Three precursors, [NnBu4][GeCl5], [NnBu4][SbCl4] and [NnBu4]2[TeCl6], were prepared and purified for the ternary electrodeposition. All electrochemical experiments and the electrolyte preparation were performed inside a glove box in order to exclude moisture and oxygen (<5 ppm). Electrolytes were prepared in anhydrous CH2Cl2 using 0.1 mol dm−3 tetrabutylammonium chloride ([NnBu4]Cl) as the supporting electrolyte. A Pt gauze was used as the counter electrode, and for the reference electrode, a home-made Ag/AgCl reference electrode, using 0.1 mol dm−3 [NnBu4]Cl in CH2Cl2, was used. All experiments were performed in a standard one-compartment electrochemical cell within a wire mesh Faraday cage.
The deposited GST films were investigated using scanning electron microscopy (SEM) and energy-dispersive X-ray spectroscopy (EDX). A Zeiss EVO LS 25 microscope equipped with an Oxford INCA x-act X-ray detector was used for the SEM and EDX analyses. For EDX quantification measurements, a sputtered thin film from a Ge2Sb2Te5 target was used for calibration. High-resolution SEM measurements were carried out with a field emission SEM (Jeol JSM 7500F). Films were imaged in high-vacuum mode. Annealing was performed using a rapid thermal annealer (Jipelec JetFirst) in a N2 atmosphere.
Memory Cell Fabrication and Characterisation
Electrodeposition was performed on planar TiN substrates in order to provide a technologically relevant substrate. A 200-nm TiN film was deposited onto a SiO2/Si substrate by reactive sputtering at room temperature. After the electrodeposition of GeSbTe films, another TiN film was sputtered on top of the GeSbTe films and subsequently patterned by photolithography and plasma etching to form the top electrode of the memory cell.
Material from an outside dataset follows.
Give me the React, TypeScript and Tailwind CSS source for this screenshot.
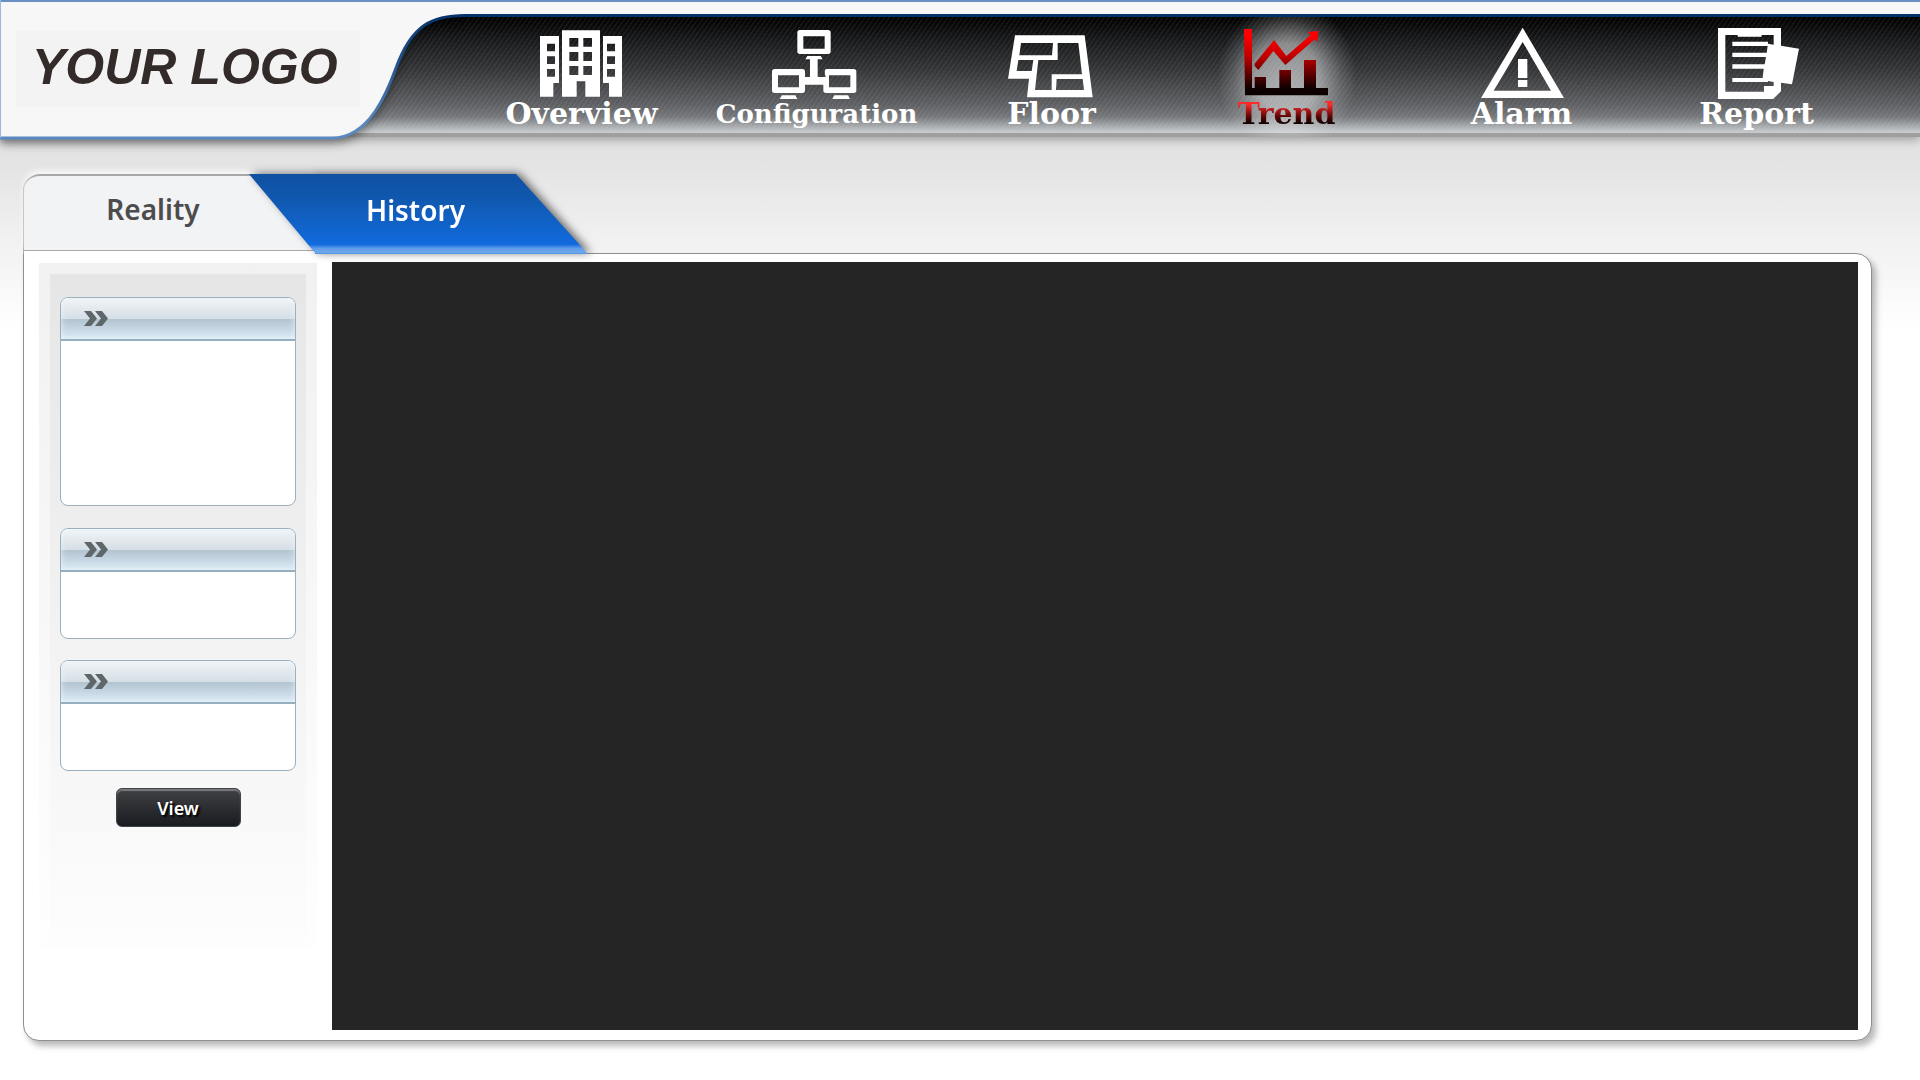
import { useState } from 'react';

interface NavItem {
  label: string;
  viewBox: string;
  path: string;
  small?: boolean;
}

const navItems: NavItem[] = [
  {
    label: 'Overview',
    viewBox: '174 81 264 213',
    path: 'M180 108H237V249H220V290H180ZM201 131V154H225V131ZM201 169V192H225V169ZM201 207V230H225V207ZM246 91H360V290H316V244H290V290H246ZM268 114V140H295V114ZM310 114V140H336V114ZM268 156V183H295V156ZM310 156V183H336V156ZM268 198V225H295V198ZM310 198V225H336V198ZM369 108H426V290H387V249H369ZM381 131V154H405V131ZM381 169V192H405V169ZM381 207V230H405V207Z',
  },
  {
    label: 'Configuration',
    viewBox: '879 81 264 213',
    small: true,
    path: 'M960 90H1044Q1052 90 1052 98V154Q1052 162 1044 162H960Q952 162 952 154V98Q952 90 960 90ZM970 109V146H1034V109ZM982 168H1022L1028 178H1013V231H1037Q1030 207 1040 207H1121Q1129 207 1129 215V271Q1129 279 1121 279H1038Q1030 279 1030 271V254H975V271Q975 279 967 279H884Q876 279 876 271V215Q876 207 884 207H967Q975 207 975 215V231H990V178H976ZM894 226V262H957V226ZM1047 226V262H1111V226ZM906 286H946L952 297H899ZM1063 286H1104L1110 297H1057Z',
  },
  {
    label: 'Floor',
    viewBox: '144 81 264 213',
    path: 'M165 106H374L398 292H201L207 236H144ZM183 129L178 166H276L279 129ZM175 180L170 213H215L220 180ZM293 129V180H235L225 270H275V223H366L355 129ZM290 237L288 270H372L368 237Z',
  },
  {
    label: 'Trend',
    viewBox: '849 81 264 213',
    path: 'M852 87H876V264H1104V286H855ZM884 191L942 120L979 168L1052 105L1044 96L1075 93L1072 127L1064 118L976 195L940 153L895 210L884 198ZM884 231H918V264H884ZM958 210H993V264H958ZM1032 180H1068V264H1032Z',
  },
  {
    label: 'Alarm',
    viewBox: '114 81 264 213',
    path: 'M248 83L372 294H123ZM248 126L161 272H333ZM234 177H262V234H234ZM234 240H262V261H234Z',
  },
  {
    label: 'Report',
    viewBox: '819 81 264 213',
    path: 'M834 84H1023V137L1077 146L1056 253L1023 248V274L999 297H834ZM856 105V275H972V258H1001V246L984 243V246H877V234H968L971 206H877V193H974L978 171H877V158H980L983 138H877V125H984V131L1001 134V105H965V110H893V105Z',
  },
];

const groups = [
  { id: 'first', height: 'h-[209px]', gap: 'mb-[22px]' },
  { id: 'second', height: 'h-[111px]', gap: 'mb-[21px]' },
  { id: 'third', height: 'h-[111px]', gap: 'mb-[17px]' },
];

function NavIcon({ item, active }: { item: NavItem; active: boolean }) {
  return (
    <svg viewBox={item.viewBox} className="relative h-[71px] w-[88px] overflow-visible" aria-hidden="true">
      <defs>
        <linearGradient id="hot" x1="0" y1="0" x2="0" y2="1">
          <stop offset="0.1" stopColor="#ff0000" />
          <stop offset="0.4" stopColor="#c40000" />
          <stop offset="0.9" stopColor="#0c0000" />
        </linearGradient>
      </defs>
      <path d={item.path} fillRule="evenodd" fill={active ? 'url(#hot)' : '#ffffff'} />
    </svg>
  );
}

function Header() {
  const [current, setCurrent] = useState('Trend');

  return (
    <header className="relative h-[137px] border-t-2 border-[#6890c4] bg-[#f7f7f7] pt-3 shadow-[0_2px_10px_rgba(0,0,0,0.35)]">
      <div className="h-[123px] border-t-3 border-b-4 border-t-[#05316a] border-b-[#9f9f9f] bg-[repeating-linear-gradient(125deg,rgba(255,255,255,0.06)_0px,rgba(255,255,255,0.06)_1px,transparent_2px,transparent_4px),linear-gradient(to_bottom,#000000_0%,#18191b_20%,#343638_46%,#5d5f62_75%,#75777a_86%,#c5c9cc_99%)]">
        <nav className="mr-[46px] ml-[464px] grid h-full grid-cols-6 pt-[10px]">
          {navItems.map((item) => {
            const active = item.label === current;
            return (
              <button
                key={item.label}
                onClick={() => setCurrent(item.label)}
                className="relative flex cursor-pointer flex-col items-center"
              >
                {active && (
                  <span className="absolute -top-[10px] h-[120px] w-[140px] bg-[radial-gradient(70px_75px,rgba(255,255,255,0.55)_0%,rgba(255,255,255,0.48)_45%,rgba(255,255,255,0.15)_78%,transparent_100%)]" />
                )}
                <NavIcon item={item} active={active} />
                <span
                  className={`relative font-['DejaVu_Serif',serif] leading-8 font-bold ${item.small ? 'text-[26px]' : 'text-[30px]'} ${
                    active
                      ? 'bg-linear-to-b from-[#ff2a2a] from-20% to-[#100000] to-80% bg-clip-text text-transparent'
                      : 'text-white'
                  }`}
                >
                  {item.label}
                </span>
              </button>
            );
          })}
        </nav>
      </div>

      <a href="#" className="absolute -top-[2px] left-0 block h-[140px] w-[465px] [clip-path:inset(0_0_-20px_0)]">
        <svg
          viewBox="0 0 465 140"
          className="absolute inset-0 h-[140px] w-[465px] overflow-visible drop-shadow-[0_4px_5px_rgba(0,0,0,0.4)]"
          aria-hidden="true"
        >
          <defs>
            <linearGradient id="edge" x1="0" y1="0" x2="0" y2="140" gradientUnits="userSpaceOnUse">
              <stop offset="0.1" stopColor="#05316a" />
              <stop offset="0.5" stopColor="#2a5890" />
              <stop offset="0.9" stopColor="#5a88bf" />
            </linearGradient>
          </defs>
          <path d="M0 2H490V15H460C433 16 412 24 396 68C388 90 370 138 332 138H0Z" fill="#f7f7f7" />
          <path d="M0 138H332C370 138 388 90 396 68C412 24 433 15.500 465 15.500H490" fill="none" stroke="url(#edge)" strokeWidth="3" />
          <path d="M0 1H490" stroke="#6890c4" strokeWidth="2" />
          <path d="M0.500 0V138" stroke="#9bb9dd" />
        </svg>
        <span className="relative mt-[31px] ml-4 flex h-[76px] w-[344px] items-center bg-[#f3f3f3] pb-1 pl-4 font-['Liberation_Sans',Arial,sans-serif] text-[50px] leading-[56px] font-bold text-[#332b29] italic">
          YOUR LOGO
        </span>
      </a>
    </header>
  );
}

function Tabs() {
  return (
    <div role="tablist" className="relative z-10 flex h-20 font-['Noto_Sans',sans-serif] text-[28px] leading-9 font-semibold">
      <div className="w-[292px] rounded-tl-2xl border-l border-[#a9a9a9] bg-white">
        <button
          role="tab"
          aria-selected="false"
          className="h-[77px] w-full cursor-pointer rounded-tl-2xl border-t-2 border-b border-[#a9a9a9] bg-[#f2f3f5] pr-[33px] pb-2 text-[#4c4c4c] shadow-[0_-3px_6px_rgba(255,255,255,0.8)]"
        >
          Reality
        </button>
      </div>
      <div className="-ml-[66px] drop-shadow-[3px_-1px_4px_rgba(0,0,0,0.55)]">
        <button
          role="tab"
          aria-selected="true"
          className="h-20 w-[339px] cursor-pointer bg-[linear-gradient(to_bottom,#0f50a2_0%,#1058ae_30%,#116add_88%,#5f9de9_93%,#70a8ec_98%,#4b8ee2_100%)] pr-[6px] pb-2 text-white [clip-path:polygon(0_0,267px_0,100%_100%,67px_100%)]"
        >
          History
        </button>
      </div>
    </div>
  );
}

function Group({ height, gap }: { height: string; gap: string }) {
  return (
    <section className={`overflow-hidden rounded-lg border border-[#9bb0be] bg-white ${height} ${gap}`}>
      <button
        aria-label="Toggle"
        className="flex h-[43px] w-full cursor-pointer items-center border-b-2 border-[#96afbf] bg-[linear-gradient(to_bottom,#f1f5f8_0%,#d6dfe6_50%,#b1c3cf_50%,#dbeaf6_100%)] pl-[23px] shadow-[inset_0_0_6px_rgba(235,245,250,0.9)]"
      >
        <svg viewBox="0 0 24 15" className="h-[15px] w-6" aria-hidden="true">
          <path d="M0 0H7L13 7.500L7 15H0L6 7.500ZM11 0H18L24 7.500L18 15H11L17 7.500Z" fill="#5f676b" />
        </svg>
      </button>
    </section>
  );
}

function Sidebar() {
  return (
    <aside className="mt-px w-[278px] shrink-0 self-start bg-linear-to-b from-[#f1f1f1] to-[#fefefe] px-[11px] pt-[11px]">
      <div className="flex flex-col bg-linear-to-b from-[#e6e6e6] to-[#fdfdfd] px-[10px] pt-[23px] pb-[121px]">
        {groups.map((group) => (
          <Group key={group.id} height={group.height} gap={group.gap} />
        ))}
        <button className="h-[39px] w-[125px] cursor-pointer self-center rounded-md border border-[#41434c] bg-linear-to-b from-[#414244] to-[#181b20] font-['Noto_Sans',sans-serif] text-lg leading-6 font-semibold text-white shadow-[inset_0_2px_1px_rgba(255,255,255,0.3)] [text-shadow:2px_2px_2px_#000000]">
          View
        </button>
      </div>
    </aside>
  );
}

export default function App() {
  return (
    <div className="flex min-h-screen flex-col bg-white bg-[linear-gradient(to_bottom,#dfdfdf_0px,#e3e3e3_160px,#f1f1f1_240px,#ffffff_330px)]">
      <Header />
      <main className="mt-[37px] mr-12 mb-[39px] ml-[23px] flex flex-1 flex-col">
        <Tabs />
        <div className="-mt-px flex flex-1 gap-[15px] rounded-2xl rounded-tl-none border border-[#8f8f8f] bg-white pt-2 pr-[13px] pb-[10px] pl-[15px] shadow-[4px_5px_6px_rgba(0,0,0,0.28)]">
          <Sidebar />
          <div className="min-w-0 flex-1 bg-[#252525]" />
        </div>
      </main>
    </div>
  );
}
All electrical measurements were performed with a Keithley 4200 semiconductor characterisation system. During the measurements, the programming voltage bias was applied to the top electrode, while keeping the bottom electrode grounded. The probe/point contacts to the top and bottom electrodes of the devices were realised through a pair of Wentworth probe needles, using a Wentworth Laboratories AVT 702 semi-automatic prober. For electrical pulsing, two ns-pulsing measuring units (PMUs) were integrated within the same characterisation setup. The resistance of the devices after applying set or reset voltage pulses was measured at 0.1 V (DC).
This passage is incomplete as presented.